■ What is required
For each line of the data below that holds "index", copy the line.

begin

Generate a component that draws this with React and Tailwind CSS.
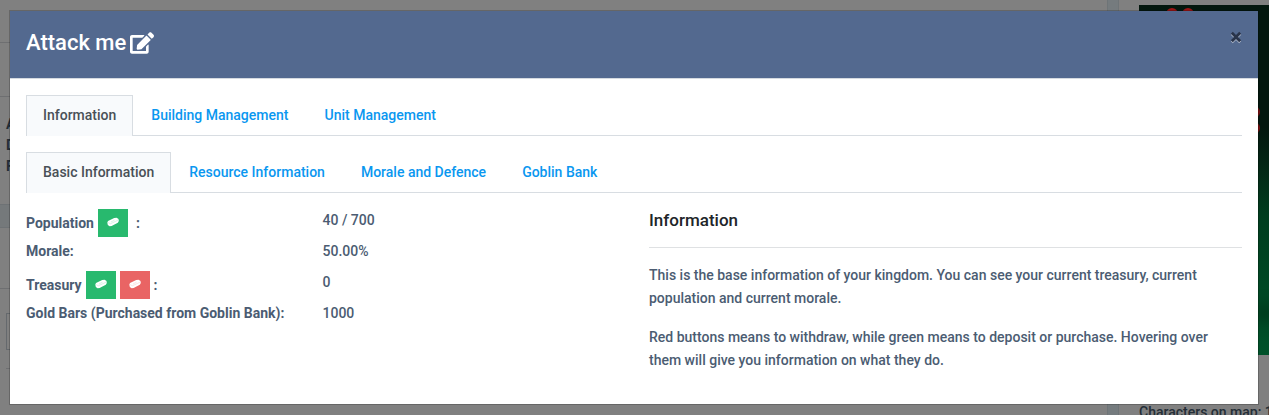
import { FaEdit } from "react-icons/fa";

function GoldBar() {
  return (
    <svg viewBox="0 0 12 10" className="mb-0.5 h-2.5 w-3" aria-hidden="true">
      <path d="M0.3 5.6 1 3.9 7.2 0.9 9.6 0.7 11.5 2 11.8 4 10.8 5.7 4.6 8.9 2.6 9.2 0.8 7.9Z" fill="white" />
      <path d="M1.2 5.6 3.4 6.8 11 3.2M3.9 5 7.6 3.1" stroke="currentColor" strokeWidth="0.4" fill="none" opacity="0.45" />
    </svg>
  );
}

function BarButton({ label, tone }) {
  const color = tone === "red" ? "bg-[#e96464] text-[#e96464]" : "bg-[#28b96e] text-[#28b96e]";
  return (
    <button type="button" aria-label={label} className={`flex h-7 w-[30px] items-center justify-center ${color}`}>
      <GoldBar />
    </button>
  );
}

function Tabs({ label, items }) {
  return (
    <div role="tablist" aria-label={label} className="flex border-b border-[#d8dde2]">
      {items.map((item, i) => (
        <button
          key={item}
          type="button"
          role="tab"
          aria-selected={i === 0}
          className={
            i === 0
              ? "-mb-px h-[41px] border border-b-0 border-[#d8dde2] bg-[#f8fafc] px-4 pb-0.5 text-[#495057]"
              : "h-10 px-[18px] text-[#0a97f0]"
          }
        >
          {item}
        </button>
      ))}
    </div>
  );
}

function Row({ name, children, value }) {
  return (
    <div className="flex h-[31px] items-start leading-[23px]">
      <dt className="flex w-1/2 items-center font-bold whitespace-nowrap">
        {name}
        {children}
      </dt>
      <dd className="w-1/2">{value}</dd>
    </div>
  );
}

function MapView() {
  return (
    <div className="relative h-[350px] overflow-hidden bg-linear-to-b from-[#03170e] from-35% via-[#003d1e] via-60% to-[#00522a]">
      <span className="absolute top-[3px] left-[27px] h-4 w-3 rounded-full border-3 border-[#9b1516]" />
      <span className="absolute top-[3px] left-[43px] h-4 w-3 rounded-full border-3 border-[#9b1516]" />
      <span className="absolute top-[101px] left-[109px] h-3 w-3 rounded-full bg-[#7d1112]" />
      <span className="absolute top-[117px] left-[109px] h-3 w-3 rounded-full bg-[#7d1112]" />
      <span className="absolute top-[300px] left-[116px] h-4 w-5 rounded-full bg-[#00210f] opacity-60 blur-sm" />
    </div>
  );
}

function Page() {
  return (
    <div className="flex min-h-screen overflow-hidden bg-[#808080] text-[#242e37]" aria-hidden="true">
      <div className="flex-1">
        <div className="h-[43px] border-b border-[#6e6f71]" />
        <div className="h-[54px] border-b border-[#6e6f71]" />
        <div className="h-[107px] pt-[17px] pl-1.5 font-bold leading-[21px]">
          <div>A</div>
          <div>D</div>
          <div>F</div>
        </div>
        <div className="h-6 border-y border-[#6e7275] bg-[#75797b]" />
        <div className="h-[61px] border-b border-[#6e6f71]" />
        <div className="mt-6 ml-1.5 h-[37px] border border-[#65696d]" />
        <div className="mt-[18px] ml-1.5 border-t border-[#6e6f71]" />
      </div>
      <div className="w-3 border-x border-[#6e7477] bg-[#757b7e]" />
      <div className="w-[150px] pt-[5px] pl-5">
        <MapView />
        <div className="mt-[46px] whitespace-nowrap leading-[23px]">Characters on map: 1</div>
      </div>
    </div>
  );
}

export default function App() {
  return (
    <div className="relative font-[Roboto,sans-serif] text-[14px] font-medium">
      <Page />
      <div className="absolute inset-0 px-[9px] pt-[10px]">
        <section role="dialog" aria-labelledby="title" className="mr-px border border-black/20 bg-white bg-clip-padding text-[#4b5c72]">
          <header className="flex h-[68px] items-start justify-between border-b border-[#d5dae0] bg-[#53698f] px-4 pt-4">
            <h1 id="title" className="flex items-center gap-1 text-[22px] leading-8 font-medium text-white">
              Attack me
              <button type="button" aria-label="Rename kingdom">
                <FaEdit className="size-6" />
              </button>
            </h1>
            <button type="button" aria-label="Close" className="text-[#29344a] drop-shadow-[0_1px_0_#ffffff90]">
              <svg viewBox="0 0 12 12" className="my-1 size-3" aria-hidden="true">
                <path d="M1.8 1.8 10.2 10.2M10.2 1.8 1.8 10.2" stroke="currentColor" strokeWidth="2.8" />
              </svg>
            </button>
          </header>
          <div className="px-4 pt-4 pb-8">
            <Tabs label="Kingdom" items={["Information", "Building Management", "Unit Management"]} />
            <div className="mt-4">
              <Tabs label="Kingdom details" items={["Basic Information", "Resource Information", "Morale and Defence", "Goblin Bank"]} />
            </div>
            <div className="mt-4 grid grid-cols-2 gap-[30px]">
              <dl>
                <Row name="Population" value="40 / 700">
                  <span className="mr-2 ml-1"><BarButton label="Purchase population" /></span>:
                </Row>
                <Row name="Morale:" value="50.00%" />
                <Row name="Treasury" value="0">
                  <span className="mx-1 flex gap-1">
                    <BarButton label="Deposit" />
                    <BarButton label="Withdraw" tone="red" />
                  </span>
                  :
                </Row>
                <Row name="Gold Bars (Purchased from Goblin Bank):" value="1000" />
              </dl>
              <div className="leading-[23px]">
                <h2 className="text-[17px] leading-[22px] font-medium text-[#212529]">Information</h2>
                <hr className="my-4 border-[#dfe1e3]" />
                <p>
                  This is the base information of your kingdom. You can see your current treasury, current population and
                  current morale.
                </p>
                <p className="mt-4">
                  Red buttons means to withdraw, while green means to deposit or purchase. Hovering over them will give you
                  information on what they do.
                </p>
              </div>
            </div>
          </div>
        </section>
      </div>
    </div>
  );
}
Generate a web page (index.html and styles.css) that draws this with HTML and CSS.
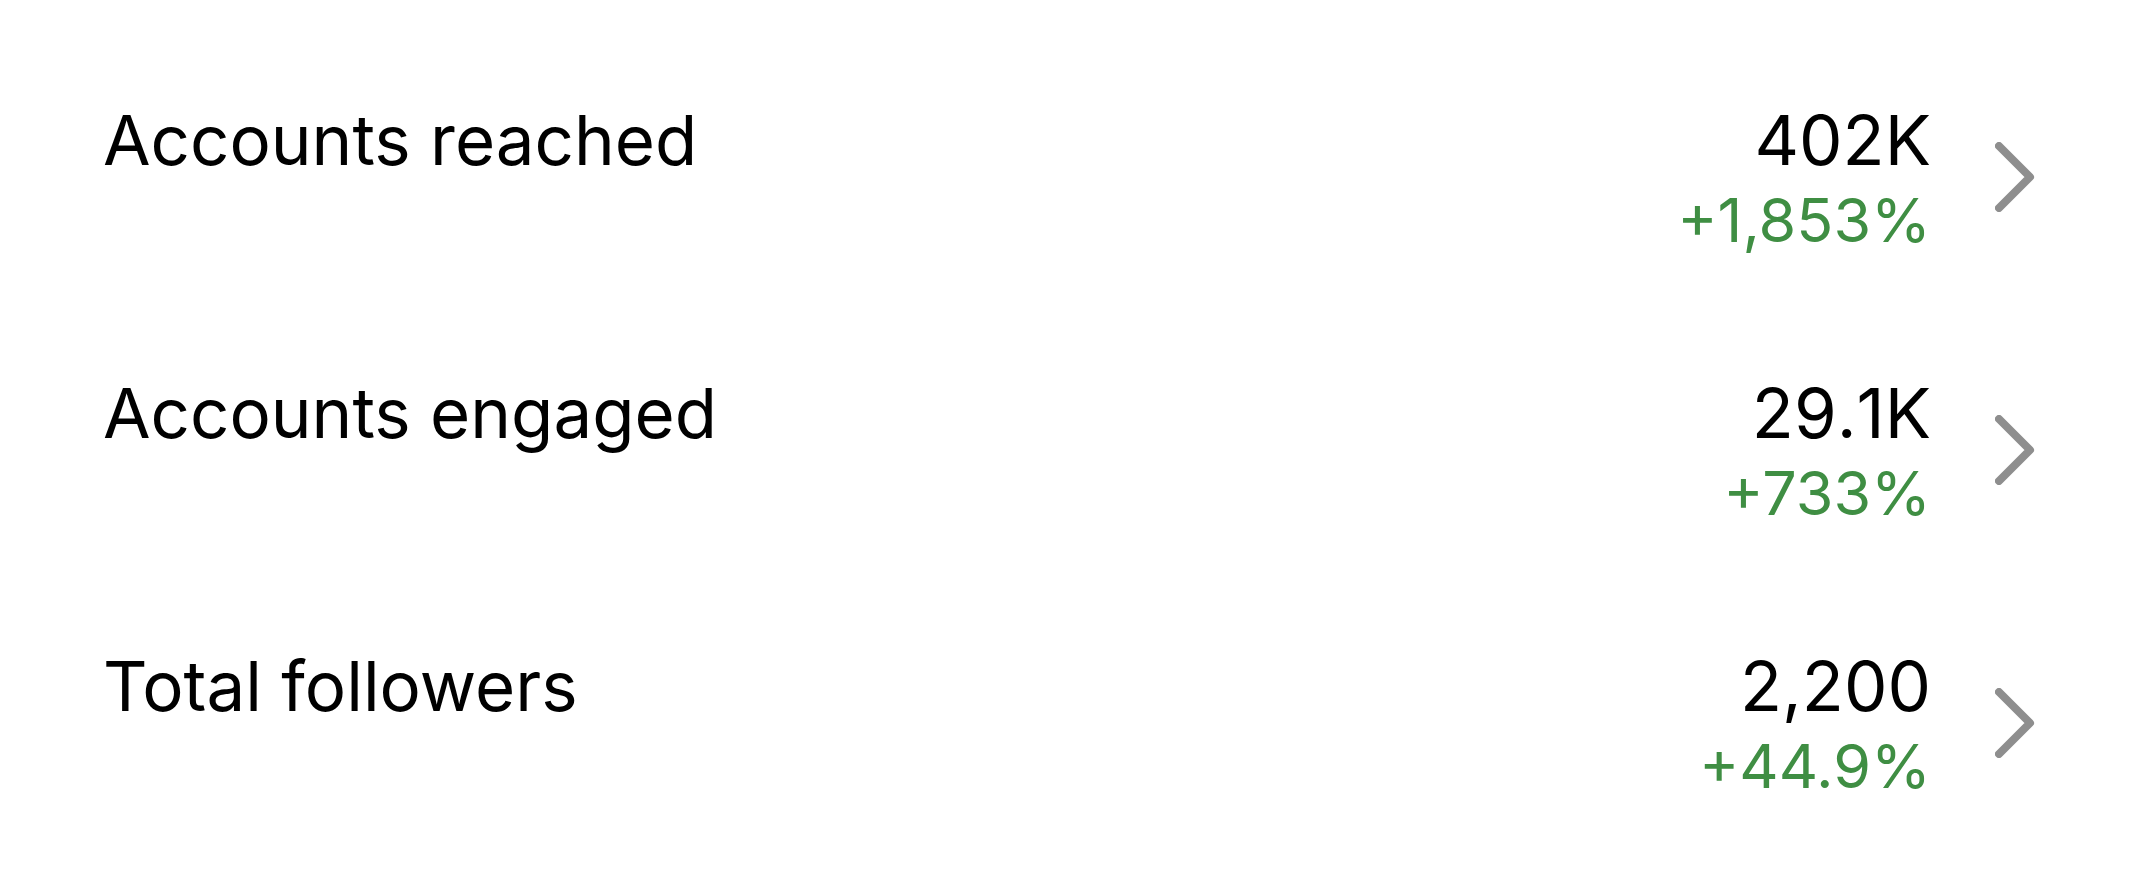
FILE: index.html
```html
<!DOCTYPE html>
<html lang="en">
<head>
<meta charset="utf-8">
<meta name="viewport" content="width=device-width, initial-scale=1">
<title>Account overview</title>
<link rel="stylesheet" href="styles.css">
</head>
<body>
<main class="overview">
  <a class="metric" href="#reached">
    <span class="metric-label">Accounts reached</span>
    <span class="metric-figures"><span class="metric-value">402K</span><span class="metric-change">+1,853%</span></span>
    <svg class="chevron" viewBox="0 0 40 70" aria-hidden="true"><path d="M4 4 L35 35 L4 66"/></svg>
  </a>
  <a class="metric" href="#engaged">
    <span class="metric-label">Accounts engaged</span>
    <span class="metric-figures"><span class="metric-value">29.1K</span><span class="metric-change">+733%</span></span>
    <svg class="chevron" viewBox="0 0 40 70" aria-hidden="true"><path d="M4 4 L35 35 L4 66"/></svg>
  </a>
  <a class="metric" href="#followers">
    <span class="metric-label">Total followers</span>
    <span class="metric-figures"><span class="metric-value">2,200</span><span class="metric-change">+44.9%</span></span>
    <svg class="chevron" viewBox="0 0 40 70" aria-hidden="true"><path d="M4 4 L35 35 L4 66"/></svg>
  </a>
</main>
</body>
</html>
```
FILE: styles.css
```css
body {
  margin: 0;
  background: #fff;
  color: #000;
  font-family: Inter, "Liberation Sans", sans-serif;
}

.overview {
  display: flex;
  flex-direction: column;
  gap: 113px;
  padding: 97px 111px 72px 103px;
}

.metric {
  display: flex;
  align-items: center;
  color: inherit;
  text-decoration: none;
}

.metric-label {
  flex: 1;
  align-self: flex-start;
  font-size: 69px;
  line-height: 86px;
}

.metric-figures {
  display: flex;
  flex-direction: column;
  align-items: flex-end;
  margin-right: 64px;
}

.metric-value {
  font-size: 69px;
  line-height: 86px;
  font-kerning: none;
}

.metric-change {
  color: #3f8e43;
  font-size: 61px;
  line-height: 74px;
}

.chevron {
  width: 40px;
  height: 70px;
  fill: none;
  stroke: #8e8e8e;
  stroke-width: 8;
  stroke-linecap: round;
  stroke-linejoin: round;
}
```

end

■ Exercise output
Generate a web page (index.html and styles.css) that draws this with HTML and CSS.
FILE: index.html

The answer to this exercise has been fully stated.